:: Supplied data ::

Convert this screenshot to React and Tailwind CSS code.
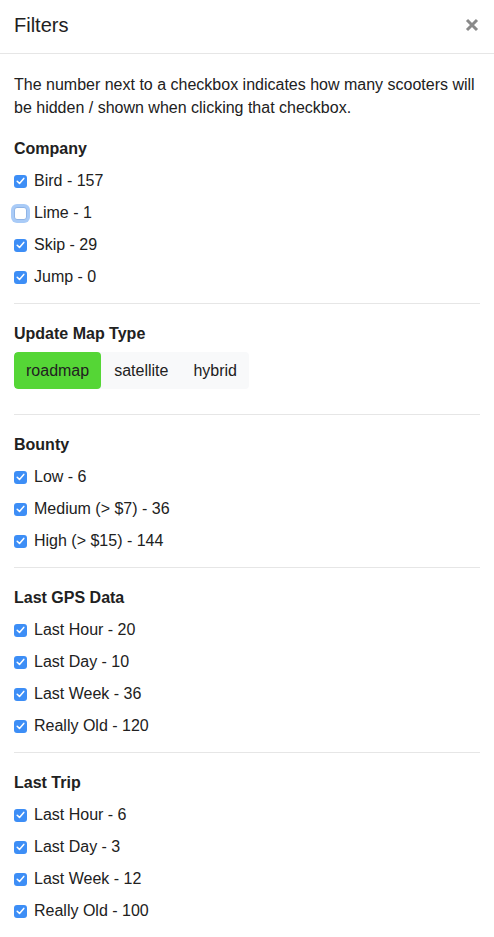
import React from "react";

function Check({ checked }) {
  if (!checked) {
    return (
      <span className="w-[13px] h-[13px] shrink-0 rounded-[3px] bg-white border border-[#8fb4e6] ring-[3px] ring-[#a9cbf7]" />
    );
  }
  return (
    <span className="w-[13px] h-[13px] shrink-0 rounded-[3px] bg-[#3d8ef6] flex items-center justify-center">
      <svg width="9" height="8" viewBox="0 0 9 8" fill="none">
        <path d="M1.2 4.2 L3.5 6.4 L7.8 1.4" stroke="white" strokeWidth="1.5" strokeLinecap="round" strokeLinejoin="round" />
      </svg>
    </span>
  );
}

function Row({ label, checked = true }) {
  return (
    <div className="h-8 flex items-center gap-[7px]">
      <Check checked={checked} />
      <span>{label}</span>
    </div>
  );
}

function Section({ title, items, first }) {
  return (
    <div className={first ? "" : "border-t border-[#e6e6e6] pt-[18px]"}>
      <div className="font-bold leading-6 mb-1">{title}</div>
      {items.map((it) => (
        <Row key={it.label} label={it.label} checked={it.checked !== false} />
      ))}
    </div>
  );
}

export default function App() {
  return (
    <div
      className="w-[494px] h-[937px] bg-white text-[#212121] text-[16px] overflow-hidden"
      style={{ fontFamily: '"Liberation Sans", Arial, sans-serif' }}
    >
      <div className="h-[54px] border-b border-[#e6e6e6] flex items-center justify-between pl-[14px] pr-[15px] pb-[3px]">
        <div className="text-[20px] leading-6">Filters</div>
        <svg width="14" height="14" viewBox="0 0 14 14">
          <path d="M2 2 L12 12 M12 2 L2 12" stroke="#8a8a8a" strokeWidth="3" strokeLinecap="butt" />
        </svg>
      </div>
      <div className="px-[14px] pt-[19px]">
        <p className="leading-[23px] mb-[18px]">
          The number next to a checkbox indicates how many scooters will be hidden / shown when clicking that checkbox.
        </p>
        <Section
          first
          title="Company"
          items={[
            { label: "Bird - 157" },
            { label: "Lime - 1", checked: false },
            { label: "Skip - 29" },
            { label: "Jump - 0" },
          ]}
        />
        <div className="mt-[10px] border-t border-[#e6e6e6] pt-[18px] pb-[25px]">
          <div className="font-bold leading-6">Update Map Type</div>
          <div className="mt-[6px] inline-flex h-[37px] rounded-[4px] bg-[#f8f9fa] overflow-hidden">
            <div className="bg-[#55d636] px-[12px] flex items-center rounded-[4px]">roadmap</div>
            <div className="px-[13px] flex items-center">satellite</div>
            <div className="px-[12px] flex items-center">hybrid</div>
          </div>
        </div>
        <Section
          title="Bounty"
          items={[
            { label: "Low - 6" },
            { label: "Medium (> $7) - 36" },
            { label: "High (> $15) - 144" },
          ]}
        />
        <div className="mt-[10px]">
          <Section
            title="Last GPS Data"
            items={[
              { label: "Last Hour - 20" },
              { label: "Last Day - 10" },
              { label: "Last Week - 36" },
              { label: "Really Old - 120" },
            ]}
          />
        </div>
        <div className="mt-[10px]">
          <Section
            title="Last Trip"
            items={[
              { label: "Last Hour - 6" },
              { label: "Last Day - 3" },
              { label: "Last Week - 12" },
              { label: "Really Old - 100" },
            ]}
          />
        </div>
      </div>
    </div>
  );
}
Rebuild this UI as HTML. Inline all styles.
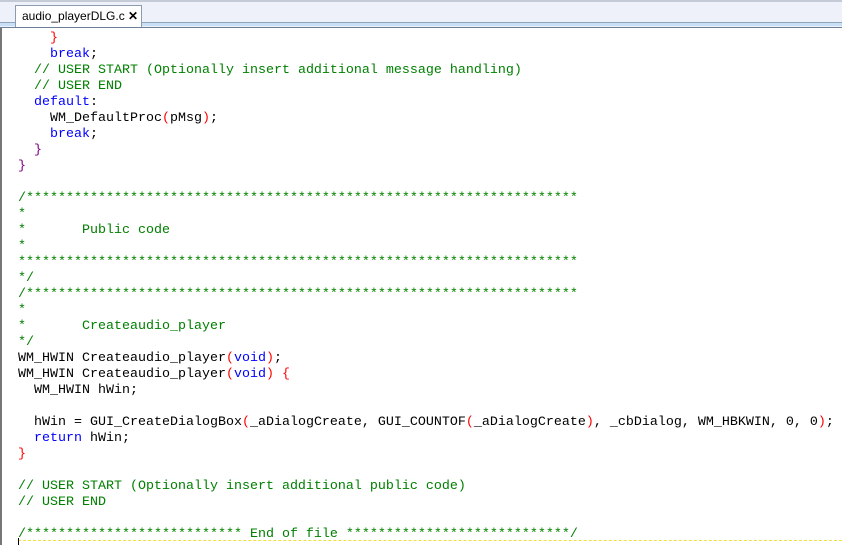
<!DOCTYPE html>
<html><head><style>
body{margin:0;width:842px;height:545px;overflow:hidden;background:#fff;position:relative;font-family:"Liberation Sans",sans-serif}
.bar{position:absolute;left:0;top:0;width:842px;height:27px;background:#eef0fa;border-bottom:1px solid #6d7f96}
.bar:after{content:"";position:absolute;left:0;right:0;top:22px;height:3px;background:#c9dff5;border-top:1px solid #8fa5bc}
.topl{position:absolute;left:0;top:0;width:842px;height:2px;background:#c4cad6}
.tab{position:absolute;left:15px;top:5px;width:127px;height:22px;background:#fff;border:1px solid #8d9bb0;border-bottom:none;z-index:2;font-size:12px;line-height:20px;padding-left:6px;box-sizing:border-box;color:#000;white-space:nowrap}
.tab b{position:absolute;left:112px;top:0;font-weight:bold;font-size:12px}
.ed{position:absolute;left:0;top:28px;width:842px;height:517px;border-left:2px solid #777;box-sizing:border-box}
pre{position:absolute;left:18px;top:31px;margin:0;font-family:"Liberation Mono",monospace;font-size:13.33px;line-height:16px;color:#000}
.c{color:#008000}.k{color:#0000ff}.p{color:#ff0000}.m{color:#800080}
.hl{position:absolute;left:18px;right:0;top:540px;border-top:1px dashed #f0e040}
.cur{position:absolute;left:18px;top:538px;width:1px;height:7px;background:#000}
</style></head><body>
<div class="bar"></div><div class="topl"></div>
<div class="tab">audio_playerDLG.c<b>✕</b></div>
<div class="ed"></div>
<pre>    <span class="p">}</span>
    <span class="k">break</span>;
  <span class="c">// USER START (Optionally insert additional message handling)</span>
  <span class="c">// USER END</span>
  <span class="k">default</span>:
    WM_DefaultProc<span class="p">(</span>pMsg<span class="p">)</span>;
    <span class="k">break</span>;
  <span class="m">}</span>
<span class="m">}</span>

<span class="c">/*********************************************************************
*
*       Public code
*
**********************************************************************
*/</span>
<span class="c">/*********************************************************************
*
*       Createaudio_player
*/</span>
WM_HWIN Createaudio_player<span class="p">(</span><span class="k">void</span><span class="p">)</span>;
WM_HWIN Createaudio_player<span class="p">(</span><span class="k">void</span><span class="p">)</span> <span class="p">{</span>
  WM_HWIN hWin;

  hWin = GUI_CreateDialogBox<span class="p">(</span>_aDialogCreate, GUI_COUNTOF<span class="p">(</span>_aDialogCreate<span class="p">)</span>, _cbDialog, WM_HBKWIN, 0, 0<span class="p">)</span>;
  <span class="k">return</span> hWin;
<span class="p">}</span>

<span class="c">// USER START (Optionally insert additional public code)</span>
<span class="c">// USER END</span>

<span class="c">/*************************** End of file ****************************/</span></pre>
<div class="hl"></div><div class="cur"></div>
</body></html>
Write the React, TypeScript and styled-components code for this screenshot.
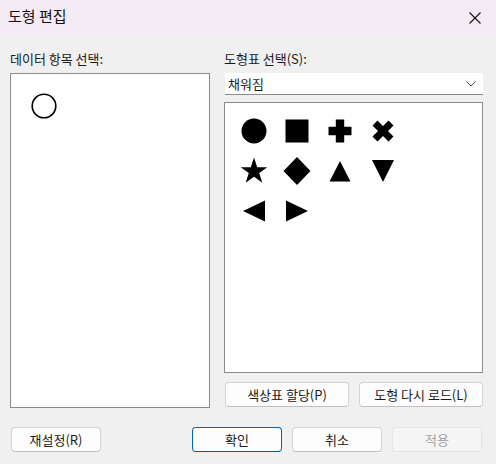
import React from "react";
import styled, { createGlobalStyle } from "styled-components";

const GlobalStyle = createGlobalStyle`
  html, body {
    margin: 0;
    padding: 0;
    background: #f0f0f0;
  }
  body {
    font-family: "Noto Sans CJK KR", "Noto Sans", sans-serif;
    font-size: 13px;
    color: #1a1a1a;
  }
`;

type ShapeKind =
  | "circle"
  | "square"
  | "plus"
  | "cross"
  | "star"
  | "diamond"
  | "up"
  | "down"
  | "left"
  | "right";

const SHAPES: ShapeKind[] = [
  "circle",
  "square",
  "plus",
  "cross",
  "star",
  "diamond",
  "up",
  "down",
  "left",
  "right",
];

function ShapeIcon({ kind }: { kind: ShapeKind }): JSX.Element {
  let body: JSX.Element;
  switch (kind) {
    case "circle":
      body = <circle cx="14" cy="14" r="12.5" />;
      break;
    case "square":
      body = <rect x="2.5" y="2.5" width="23" height="23" />;
      break;
    case "plus":
      body = <path d="M9.8 2.5h8.4v7.3h7.3v8.4h-7.3v7.3H9.8v-7.3H2.5V9.8h7.3z" />;
      break;
    case "cross":
      body = (
        <path d="M3.5 8.5 8.5 3.5 14 9 19.5 3.5 24.5 8.5 19 14 24.5 19.5 19.5 24.5 14 19 8.5 24.5 3.5 19.5 9 14z" />
      );
      break;
    case "star":
      body = (
        <path d="M14 0.5 17.2 10.2 27.3 10.2 19.2 16.1 22.3 25.8 14 19.8 5.7 25.8 8.8 16.1 0.7 10.2 10.8 10.2z" />
      );
      break;
    case "diamond":
      body = <path d="M14 0 27.5 14 14 28 0.5 14z" />;
      break;
    case "up":
      body = <path d="M14 4 24.5 24.5 3.5 24.5z" />;
      break;
    case "down":
      body = <path d="M3 3 25 3 14 25z" />;
      break;
    case "left":
      body = <path d="M3 14 25 3.5 25 24.5z" />;
      break;
    default:
      body = <path d="M3 3.5 25 14 3 24.5z" />;
  }
  return (
    <svg width="28" height="28" viewBox="0 0 28 28" fill="#000">
      {body}
    </svg>
  );
}

function App(): JSX.Element {
  return (
    <Window>
      <GlobalStyle />
      <TitleBar>
        <Title>도형 편집</Title>
        <CloseButton aria-label="닫기">
          <svg width="14" height="14" viewBox="0 0 14 14">
            <path d="M1.5 1.5l11 11M12.5 1.5l-11 11" stroke="#111" strokeWidth="1.1" />
          </svg>
        </CloseButton>
      </TitleBar>

      <Content>
        <Column>
          <Label>데이터 항목 선택:</Label>
          <ItemList>
            <svg width="28" height="28" viewBox="0 0 28 28">
              <circle cx="14" cy="14" r="11.8" fill="none" stroke="#000" strokeWidth="1.6" />
            </svg>
          </ItemList>
        </Column>

        <Column>
          <Label>도형표 선택(S):</Label>
          <Combo>
            <span>채워짐</span>
            <svg width="10" height="6" viewBox="0 0 10 6">
              <path d="M0.5 0.5 5 5 9.5 0.5" fill="none" stroke="#555" strokeWidth="1" />
            </svg>
          </Combo>
          <ShapeBox>
            {SHAPES.map((s) => (
              <ShapeCell key={s}>
                <ShapeIcon kind={s} />
              </ShapeCell>
            ))}
          </ShapeBox>
          <ButtonRow>
            <Button $wide>색상표 할당(P)</Button>
            <Button $wide>도형 다시 로드(L)</Button>
          </ButtonRow>
        </Column>
      </Content>

      <Footer>
        <Button>재설정(R)</Button>
        <FooterRight>
          <Button $primary>확인</Button>
          <Button>취소</Button>
          <Button disabled>적용</Button>
        </FooterRight>
      </Footer>
    </Window>
  );
}

const Window = styled.div`
  width: 496px;
  height: 464px;
  background: #f0f0f0;
  display: flex;
  flex-direction: column;
  overflow: hidden;
`;

const TitleBar = styled.div`
  height: 36px;
  flex-shrink: 0;
  background: #f5ebf5;
  display: flex;
  align-items: center;
  justify-content: space-between;
  padding: 0 8px;
  box-sizing: border-box;
  border-top-right-radius: 8px;
`;

const Title = styled.div`
  font-size: 15px;
  color: #111;
  margin-top: -5px;
`;

const CloseButton = styled.button`
  width: 30px;
  height: 30px;
  border: none;
  background: transparent;
  display: flex;
  align-items: center;
  justify-content: center;
  padding: 0;
  margin-right: -2px;
  margin-top: -1px;
`;

const Content = styled.div`
  display: grid;
  grid-template-columns: 200px 259px;
  column-gap: 14px;
  padding: 12px 0 0 10px;
`;

const Column = styled.div`
  display: flex;
  flex-direction: column;
`;

const Label = styled.div`
  height: 22px;
  line-height: 22px;
  margin-bottom: 3px;
  font-size: 13px;
`;

const ItemList = styled.div`
  height: 335px;
  box-sizing: border-box;
  background: #fff;
  border: 1px solid #8b8b94;
  padding: 18px 0 0 19px;
`;

const Combo = styled.div`
  height: 22px;
  box-sizing: border-box;
  background: #fff;
  border-bottom: 1px solid #8a8a8a;
  display: flex;
  align-items: center;
  justify-content: space-between;
  padding: 0 7px 0 3px;
  margin-left: 1px;
  font-size: 13px;
`;

const ShapeBox = styled.div`
  margin-top: 7px;
  height: 271px;
  box-sizing: border-box;
  background: #fff;
  border: 1px solid #8b8b94;
  display: grid;
  grid-template-columns: repeat(4, 43px);
  grid-auto-rows: 40px;
  align-content: start;
  padding: 8px 0 0 7px;
`;

const ShapeCell = styled.div`
  display: flex;
  align-items: center;
  justify-content: center;
`;

const ButtonRow = styled.div`
  margin-top: 9px;
  display: flex;
  justify-content: space-between;
  padding-left: 1px;
`;

const Button = styled.button<{ $primary?: boolean; $wide?: boolean }>`
  width: ${(p) => (p.$wide ? "124px" : "90px")};
  height: 25px;
  box-sizing: border-box;
  border-radius: 4px;
  font-family: "Noto Sans CJK KR", "Noto Sans", sans-serif;
  font-size: 13px;
  color: #1a1a1a;
  background: #fdfdfd;
  border: 1px solid ${(p) => (p.$primary ? "#0067c0" : "#d3d3d3")};
  border-bottom-color: ${(p) => (p.$primary ? "#0058a8" : "#c0c0c0")};
  padding: 0;
  line-height: 22px;

  &:disabled {
    background: #f5f5f5;
    border-color: #e5e5e5;
    color: #a0a0a0;
  }
`;

const Footer = styled.div`
  margin-top: 19px;
  display: flex;
  justify-content: space-between;
  padding: 0 14px 0 11px;
`;

const FooterRight = styled.div`
  display: flex;
  gap: 10px;
`;

export default App;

:::

--- Goal ---
Each line above that holds the string "components" should be copied and shown.

--- Solution to this task ---
Write the React, TypeScript and styled-components code for this screenshot.
import styled, { createGlobalStyle } from "styled-components";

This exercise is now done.